The input into the group statistical analysis was 30 (images) x 2 (visual field locations) x 2 (source locations) x 3 (visual areas) x 7 (participants) set of numbers.


### Example 2

Peterson, L.M., Kersten, D.J., & Mannion, D.J. (2018) [Surface curvature from kinetic depth can affect lightness.](http://www.djmannion.net/docs/djm_sfm_lightness_web.pdf) *Journal of Experimental Psychology: Human Perception & Performance, 44(12)*, 1856-1864.

##### Area

This article relates to visual perception.

##### Summary

Our perception of an object's surface reflectance (the shade of grey of the object) is influenced by how we perceive the shape of the object's surface.
In this study, we tested whether dynamic cues to surface shape can affect our judgement of surface reflectance.
In a behavioural experiment, participants were shown images of two surfaces (which, depending on the experimental condition, contained dynamic shape cues) and asked to compare the brightness of two patches embedded within the surfaces.
We expected that the patches would be perceived differently when the surfaces appeared to be flat and perceived similiarly when the surfaces appeared to be curved.


##### Pre-experiment data

We rendered our stimuli using a program called Mitsuba, being controlled via Python.
The stimuli were two abutting cylinders that were either stationary or rotating, depending on the experimental condition.
For the rotating cylinders, we generated a sequence of 180 images which captured one cycle of rotation.

At the centre of each cylinder was a small patch; the reflectance of one of these patches varied throughout the experiment (the 'comparison patch').
On each trial, the reflectance of the comparison patch was chosen from 201 possible values based on a participant's responses on previous trials.

We also needed to add surface texture to the cylinders.
To do this, we generated a set of textures containing black dots which varied randomly in their size, position, orientation, and aspect ratio.

We ended up with 180 (cylinder rotation) X 201 (comparison patch reflectances) X 11 (surface textures) images.


##### Raw data
At the end of each participation session, we had a 544 row X 27 column data table.

Each sessions had 544 trials in total.
For each trial, we recorded the reflectance value of the comparison patch and whether the participant responded that they perceived the comparison patch as brighter than the reference patch.

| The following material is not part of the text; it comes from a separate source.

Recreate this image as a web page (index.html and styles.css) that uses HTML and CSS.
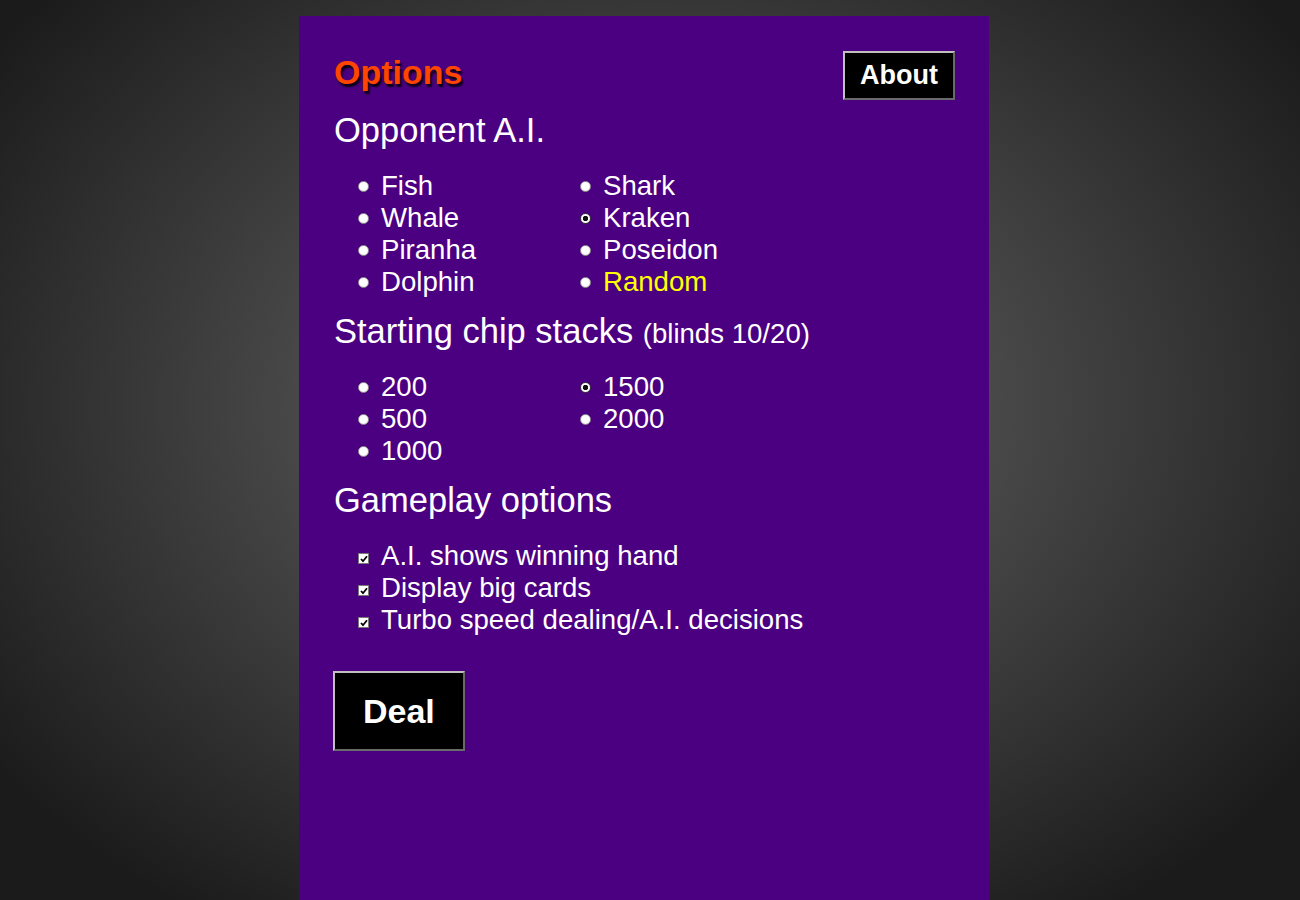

The raw behavioural data also included response time, details of the stimulus presented on each trial (e.g. whether the surfaces were moving and/or had surface texture), participant's ID and the experimental condition they were assigned to, and whether the trial was a 'catch' or practice trial.

##### Derived data

Using the raw behavioural data, we generated psychometric functions for each participant.
The psychometric function related the proportion of trials in which a participant judged the comparison patch as brighter than the reference to the reflectance of the comparison patch.

The raw data for each participant (480 trials, excluding catch and practice trials) was summarised so that each participant had a single score.
This score represented the extent to which perception of the comparison and reference patches differed.
The average score was calculated for each of the four experimental conditions and these average scores were used for the planned contrasts analysis.